Il nous reste les paumes, à la rigueur, ou plutôt à la limite, les paumes qui ne s’endorment pas, qui sont, avec les yeux, les principales antennes du corps quand on fait du vélo ; et par elles nous pouvons espérer reprendre la copulation, sur le mode mineur, avec le corps mobile du chemin, avec l’anatomie volage de la balade. Les paumes sont les petites vigies douces de nos écervèlements – ne peuvent s’arrêter de percevoir, mais n’en restent pas moins des paumes paumées d’amour qui, dès qu’on les touche, rougissent et voudraient s’effeuiller toute affaire cessante. Le gonfanon au vent n’est pas très romantique : il gonfle, il ondule comme l'exige le vent, il n’en fait jamais plus. Mais les paumes, les délicates paumes, ont toujours des illusions d'érotomanes. Qu’elles frôlent la soie ou qu’elles se caressent elles-mêmes à l’occasion, elles y mettront toujours un peu d'âme et d'amour.  

 

Tout en satisfaisant le rustre instinct cyclopède, les paumes réservent leurs plus précieuses résonances – celles qui n’importent pas à l’habileté, les échos du chemin soi-disant insignifiants, ses délicatesses – à l’esprit congénitalement suprasensualiste.

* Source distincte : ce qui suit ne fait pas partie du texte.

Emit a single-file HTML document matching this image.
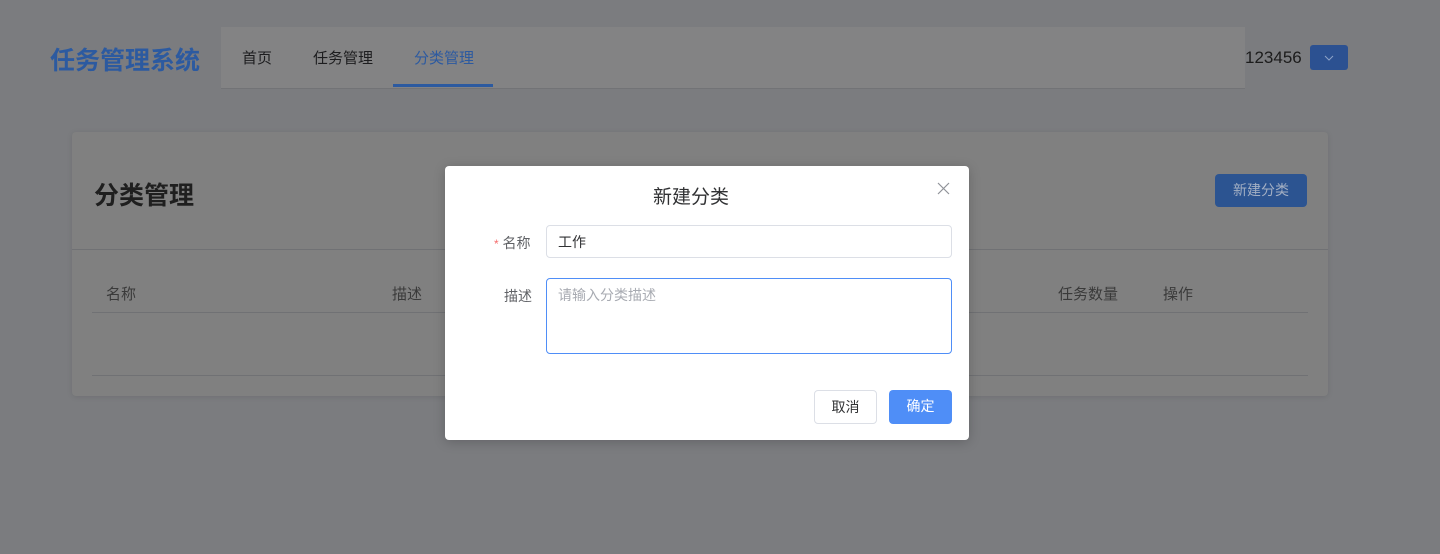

Je veux dire, à nous-mêmes, centres de joie et de souffrance, centres d’expropriation, tours d’incontrôle, nous les passionnés de la culbute, qu’un battement d’aile de papillon suffirait à pâmer. 

 

Par la paume le pervers petit d’homme (le ppp) s’engrosse du chemin, comme il peut, en catimini, s’émoustille impavide aux résonances du monde, et… et… et c’est très bien comme ça.  

 

(et la nage, alors là, c’est un vrai sujet pour pornographe) 

(nous sommes essentiellement des ondes)  

 

*vibrion : ici, être minuscule, cordelette qui vibre au plus léger des souffles.